Material for the task>

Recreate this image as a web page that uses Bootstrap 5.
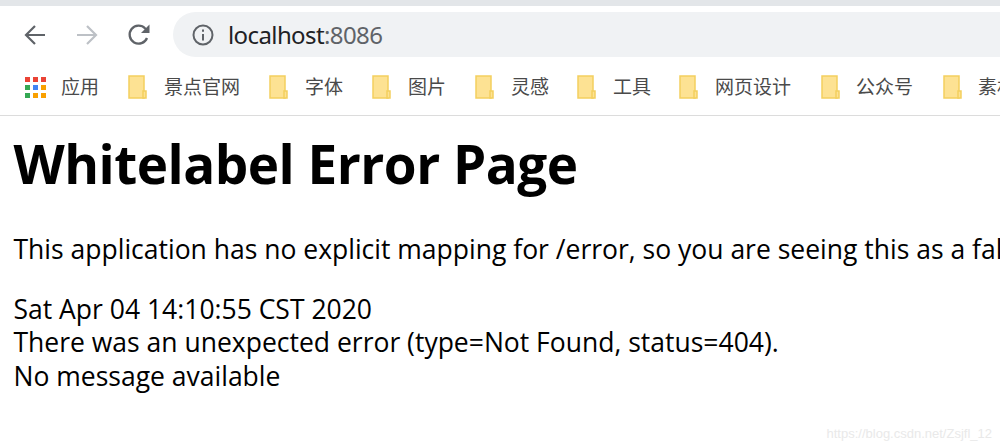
<!DOCTYPE html>
<html lang="zh">
<head>
<meta charset="utf-8">
<title>Whitelabel Error Page</title>
<link href="https://cdn.jsdelivr.net/npm/bootstrap@5.3.0/dist/css/bootstrap.min.css" rel="stylesheet">
<style>
html,body{height:448px;overflow:hidden;background:#fff}
body{position:relative;font-family:"Noto Sans","Noto Sans CJK SC",sans-serif}
.topstrip{height:6px;background:#e3e6e9}
.toolbar{height:52px;padding-top:5px}
.navico{width:24px;height:24px;flex:none}
.navs{width:173px;padding-left:23px;gap:28px}
.addr{flex:1;height:45px;background:#f0f2f4;border-radius:23px 0 0 23px;padding-left:18px;gap:13px;font-size:24px;color:#202124;letter-spacing:-.6px}
.addr span span{color:#5f6368}
.marks{height:58px;border-bottom:1px solid #dcdcdc;padding-left:25px;font-family:"Noto Sans CJK SC","Noto Sans",sans-serif;font-size:19px;color:#4a4a4a;white-space:nowrap;overflow:hidden}
.mk{flex:none;align-items:center}
.mk svg{flex:none;margin-right:16px}
.mk1{width:103px}.mk2{width:141px}.mk3{width:103px}.mk4{width:103px}.mk5{width:102px}.mk6{width:102px}.mk7{width:142px}.mk8{width:122px}
.appico{margin-right:14px!important}
.mk8 svg,.mklast svg{margin-right:15px}
.pagebody{padding-left:13.5px;color:#000;font-family:"Open Sans","Noto Sans",sans-serif;overflow:hidden}
.errhead{font-size:53px;font-weight:700;line-height:72px;margin:12px 0 0;letter-spacing:-.5px;white-space:nowrap}
.errtext{font-size:26.5px;line-height:33.5px;margin:0;white-space:nowrap}
.errfirst{margin:33px 0 26px}
.wmark{position:absolute;right:8px;bottom:5px;font-family:"Liberation Sans",sans-serif;font-size:13px;color:#e9e9e9}
</style>
</head>
<body>
<div class="topstrip"></div>
<div class="toolbar d-flex align-items-center">
  <div class="navs d-flex align-items-center">
    <svg class="navico" viewBox="0 0 24 24" fill="none" stroke="#5f6368" stroke-width="2.2"><path d="M22 12H3M12 3l-9 9 9 9"/></svg>
    <svg class="navico" viewBox="0 0 24 24" fill="none" stroke="#bdc1c6" stroke-width="2.2"><path d="M2 12h19M12 3l9 9-9 9"/></svg>
    <svg class="navico" viewBox="0 0 24 24"><path fill="none" stroke="#5f6368" stroke-width="2.3" d="M20 15a9 9 0 1 1-1.8-9.5L21 8"/><path fill="#5f6368" d="M22.500 1.500V10h-8.500z"/></svg>
  </div>
  <div class="addr d-flex align-items-center">
    <svg width="24" height="24" viewBox="0 0 24 24" fill="none" stroke="#5f6368" stroke-width="2"><circle cx="12" cy="12" r="9.500"/><path d="M12 11v6.500M12 6.500v2.200"/></svg>
    <span>localhost<span>:8086</span></span>
  </div>
</div>
<div class="marks d-flex align-items-center">
  <div class="mk mk1 d-flex"><svg class="appico" width="22" height="22" viewBox="0 0 22 22"><g fill="#ea4335"><rect y="1" width="5" height="5"/><rect x="8" y="1" width="5" height="5"/><rect x="16" y="1" width="5" height="5"/></g><rect y="9" width="5" height="5" fill="#34a853"/><rect x="8" y="9" width="5" height="5" fill="#4285f4"/><rect x="16" y="9" width="5" height="5" fill="#f9a000"/><rect y="17" width="5" height="5" fill="#34a853"/><rect x="8" y="17" width="5" height="5" fill="#f9a000"/><rect x="16" y="17" width="5" height="5" fill="#f9a000"/></svg>应用</div>
  <div class="mk mk2 d-flex"><svg width="20" height="24" viewBox="0 0 20 24"><path fill="#fde293" stroke="#f3cf5f" stroke-width="1.500" d="M1 1h15v22H1z"/><path fill="#fde293" stroke="#f3cf5f" stroke-width="1.500" d="M15 16h3v7h-3z"/></svg>景点官网</div>
  <div class="mk mk3 d-flex"><svg width="20" height="24" viewBox="0 0 20 24"><path fill="#fde293" stroke="#f3cf5f" stroke-width="1.500" d="M1 1h15v22H1z"/><path fill="#fde293" stroke="#f3cf5f" stroke-width="1.500" d="M15 16h3v7h-3z"/></svg>字体</div>
  <div class="mk mk4 d-flex"><svg width="20" height="24" viewBox="0 0 20 24"><path fill="#fde293" stroke="#f3cf5f" stroke-width="1.500" d="M1 1h15v22H1z"/><path fill="#fde293" stroke="#f3cf5f" stroke-width="1.500" d="M15 16h3v7h-3z"/></svg>图片</div>
  <div class="mk mk5 d-flex"><svg width="20" height="24" viewBox="0 0 20 24"><path fill="#fde293" stroke="#f3cf5f" stroke-width="1.500" d="M1 1h15v22H1z"/><path fill="#fde293" stroke="#f3cf5f" stroke-width="1.500" d="M15 16h3v7h-3z"/></svg>灵感</div>
  <div class="mk mk6 d-flex"><svg width="20" height="24" viewBox="0 0 20 24"><path fill="#fde293" stroke="#f3cf5f" stroke-width="1.500" d="M1 1h15v22H1z"/><path fill="#fde293" stroke="#f3cf5f" stroke-width="1.500" d="M15 16h3v7h-3z"/></svg>工具</div>
  <div class="mk mk7 d-flex"><svg width="20" height="24" viewBox="0 0 20 24"><path fill="#fde293" stroke="#f3cf5f" stroke-width="1.500" d="M1 1h15v22H1z"/><path fill="#fde293" stroke="#f3cf5f" stroke-width="1.500" d="M15 16h3v7h-3z"/></svg>网页设计</div>
  <div class="mk mk8 d-flex"><svg width="20" height="24" viewBox="0 0 20 24"><path fill="#fde293" stroke="#f3cf5f" stroke-width="1.500" d="M1 1h15v22H1z"/><path fill="#fde293" stroke="#f3cf5f" stroke-width="1.500" d="M15 16h3v7h-3z"/></svg>公众号</div>
  <div class="mk mklast d-flex"><svg width="20" height="24" viewBox="0 0 20 24"><path fill="#fde293" stroke="#f3cf5f" stroke-width="1.500" d="M1 1h15v22H1z"/><path fill="#fde293" stroke="#f3cf5f" stroke-width="1.500" d="M15 16h3v7h-3z"/></svg>素材</div>
</div>
<div class="pagebody">
  <h1 class="errhead">Whitelabel Error Page</h1>
  <p class="errtext errfirst">This application has no explicit mapping for /error, so you are seeing this as a fallback.</p>
  <div class="errtext">Sat Apr 04 14:10:55 CST 2020</div>
  <div class="errtext">There was an unexpected error (type=Not Found, status=404).</div>
  <div class="errtext">No message available</div>
</div>
<div class="wmark">https://blog.csdn.net/Zsjfl_12</div>
</body>
</html>
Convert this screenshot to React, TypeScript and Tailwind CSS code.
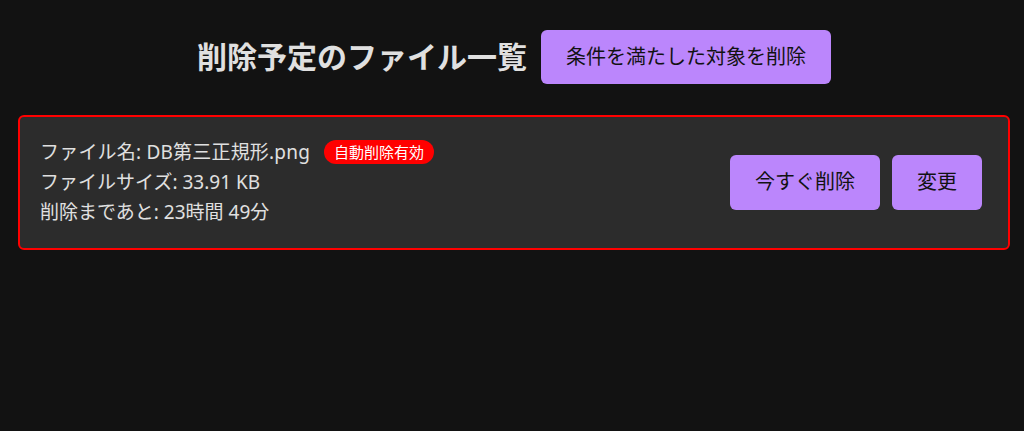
import React from "react";

const FONT = { fontFamily: '"Noto Sans", "Noto Sans CJK JP", sans-serif' };

export default function App() {
  return (
    <div className="min-h-[431px] w-full bg-[#121212] text-[#e0e0e0] pl-[18px] pt-[30px]" style={FONT}>
      {/* Header */}
      <div className="flex w-[992px] items-center justify-center gap-[14px]">
        <h1 className="text-[30px] font-bold leading-none text-[#e0e0e0]">削除予定のファイル一覧</h1>
        <button className="h-[54px] px-[25px] rounded-md bg-[#bb86fc] text-[#121212] text-[20px] leading-none">
          条件を満たした対象を削除
        </button>
      </div>

      {/* File card */}
      <div className="mt-[31px] flex w-[992px] items-center justify-between rounded-md border-2 border-[#ff0000] bg-[#2c2c2c] pl-[20px] pr-[26px] pt-[20px] pb-[21px]">
        <div className="text-[19px] leading-[30px]">
          <div className="flex items-center">
            <span className="tracking-[0.2px]">ファイル名: DB第三正規形.png</span>
            <span className="ml-[14px] rounded-full bg-[#ff0000] px-[10px] text-[15px] leading-[24px] text-white">
              自動削除有効
            </span>
          </div>
          <div>ファイルサイズ: 33.91 KB</div>
          <div>削除まであと: 23時間 49分</div>
        </div>
        <div className="flex items-center gap-[12px]">
          <button className="h-[55px] px-[25px] rounded-md bg-[#bb86fc] text-[#121212] text-[20px] leading-none">
            今すぐ削除
          </button>
          <button className="h-[55px] px-[25px] rounded-md bg-[#bb86fc] text-[#121212] text-[20px] leading-none">
            変更
          </button>
        </div>
      </div>
    </div>
  );
}
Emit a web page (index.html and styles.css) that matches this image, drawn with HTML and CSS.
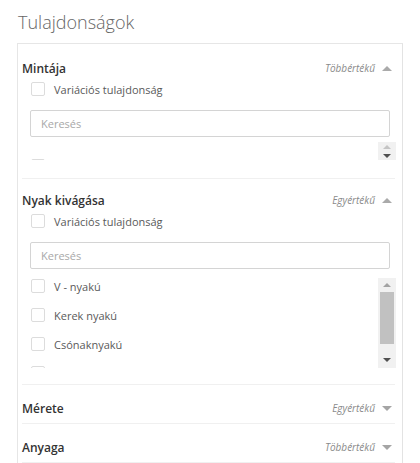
FILE: index.html
```html
<!DOCTYPE html>
<html lang="hu">
<head>
  <meta charset="UTF-8" />
  <title>Tulajdonságok</title>
  <link rel="stylesheet" href="styles.css">
</head>
<body>
  <h2 class="title">Tulajdonságok</h2>

  <div class="panel">
    <div class="prop">
      <div class="prop-head">
        <span class="prop-name">Mintája</span>
        <span class="prop-type">Többértékű</span>
        <span class="caret up"></span>
      </div>
      <label class="check-row"><span class="box"></span>Variációs tulajdonság</label>
      <input class="search" type="text" placeholder="Keresés">
      <div class="scroll-area small">
        <div class="list">
          <div class="check-row"><span class="box"></span></div>
        </div>
        <div class="scrollbar">
          <div class="sb-btn"><span class="sb-arrow up off"></span></div>
          <div class="sb-btn"><span class="sb-arrow down"></span></div>
        </div>
      </div>
    </div>

    <div class="prop">
      <div class="prop-head">
        <span class="prop-name">Nyak kivágása</span>
        <span class="prop-type">Egyértékű</span>
        <span class="caret up"></span>
      </div>
      <label class="check-row"><span class="box"></span>Variációs tulajdonság</label>
      <input class="search" type="text" placeholder="Keresés">
      <div class="scroll-area tall">
        <div class="list">
          <div class="check-row"><span class="box"></span>V - nyakú</div>
          <div class="check-row"><span class="box"></span>Kerek nyakú</div>
          <div class="check-row"><span class="box"></span>Csónaknyakú</div>
          <div class="check-row"><span class="box"></span></div>
        </div>
        <div class="scrollbar">
          <div class="sb-btn top"><span class="sb-arrow up"></span></div>
          <div class="sb-track"><div class="sb-thumb"></div></div>
          <div class="sb-btn bottom"><span class="sb-arrow down"></span></div>
        </div>
      </div>
    </div>

    <div class="prop closed">
      <div class="prop-head">
        <span class="prop-name">Mérete</span>
        <span class="prop-type">Egyértékű</span>
        <span class="caret down"></span>
      </div>
    </div>

    <div class="prop closed">
      <div class="prop-head">
        <span class="prop-name">Anyaga</span>
        <span class="prop-type">Többértékű</span>
        <span class="caret down"></span>
      </div>
    </div>
  </div>
</body>
</html>
```

FILE: styles.css
```css
body {
  margin: 0;
  padding: 0 0 0 17px;
  font-family: 'Open Sans', 'Noto Sans', sans-serif;
  background: #fff;
  color: #555;
}
.title {
  margin: 0;
  padding: 10px 0 0 1px;
  height: 43px;
  box-sizing: border-box;
  font-size: 18px;
  line-height: 24px;
  font-weight: 300;
  color: #666;
}
.panel {
  width: 386px;
  height: 440px;
  box-sizing: border-box;
  border: 1px solid #e6e6e6;
  border-right-color: #e3e3e3;
  padding: 3px 7px 0 4px;
}
.prop {
  padding: 13px 0 16px 0;
  border-bottom: 1px solid #f0f0f0;
}
.prop:first-child { padding-bottom: 18px; }
.prop.closed { padding: 15px 0 7px 0; }
.prop-head {
  display: flex;
  align-items: center;
  height: 16px;
  padding-right: 3px;
}
.prop-name {
  flex: 1;
  font-size: 12px;
  font-weight: 600;
  color: #333;
}
.prop-type {
  font-size: 10px;
  font-style: italic;
  color: #8a8a8a;
  margin-right: 7px;
}
.caret {
  width: 0;
  height: 0;
  border-left: 5px solid transparent;
  border-right: 5px solid transparent;
}
.caret.up { border-bottom: 5px solid #aaa; }
.caret.down { border-top: 5px solid #a5a5a5; }

.check-row {
  display: flex;
  align-items: center;
  height: 16px;
  margin: 5px 0 0 9px;
  font-size: 11px;
  color: #5a5a5a;
}
.box {
  width: 14px;
  height: 14px;
  box-sizing: border-box;
  border: 1px solid #dcdcdc;
  border-radius: 2px;
  margin-right: 9px;
  flex-shrink: 0;
}
.search {
  display: block;
  width: 360px;
  height: 27px;
  box-sizing: border-box;
  margin: 13px 0 0 8px;
  padding: 0 10px;
  border: 1px solid #d4d4d4;
  border-radius: 2px;
  font-family: inherit;
  font-size: 11px;
  color: #555;
  outline: none;
}
.search::placeholder { color: #a8a8a8; }

.scroll-area {
  display: flex;
  margin-left: 0;
}
.scroll-area.small { height: 18px; margin-top: 5px; }
.scroll-area.tall { height: 90px; margin-top: 9px; }
.list {
  flex: 1;
  overflow: hidden;
}
.scroll-area.small .list { padding-top: 16px; }
.scroll-area.small .check-row { margin-top: 0; }
.list .check-row { margin: 0 0 13px 9px; }

.scrollbar {
  width: 18px;
  display: flex;
  flex-direction: column;
  background: #f1f1f1;
  margin-right: -1px;
}
.sb-btn {
  flex: 1;
  display: flex;
  align-items: center;
  justify-content: center;
}
.sb-btn.top { flex: 0 0 13px; }
.sb-btn.bottom { flex: 0 0 17px; }
.sb-track {
  flex: 1;
  padding: 1px 2px 7px 2px;
  display: flex;
}
.sb-thumb {
  flex: 1;
  background: #c1c1c1;
}
.sb-arrow {
  width: 0;
  height: 0;
  border-left: 4px solid transparent;
  border-right: 4px solid transparent;
}
.sb-arrow.up { border-bottom: 4px solid #a3a3a3; }
.sb-arrow.up.off { border-bottom-color: #c4c4c4; }
.sb-arrow.down { border-top: 4px solid #505050; }
```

Required work> Using the records above, copy every line that has the word "React" in it.

Solution for this exercise>
Convert this screenshot to React, TypeScript and Tailwind CSS code.
import React from "react";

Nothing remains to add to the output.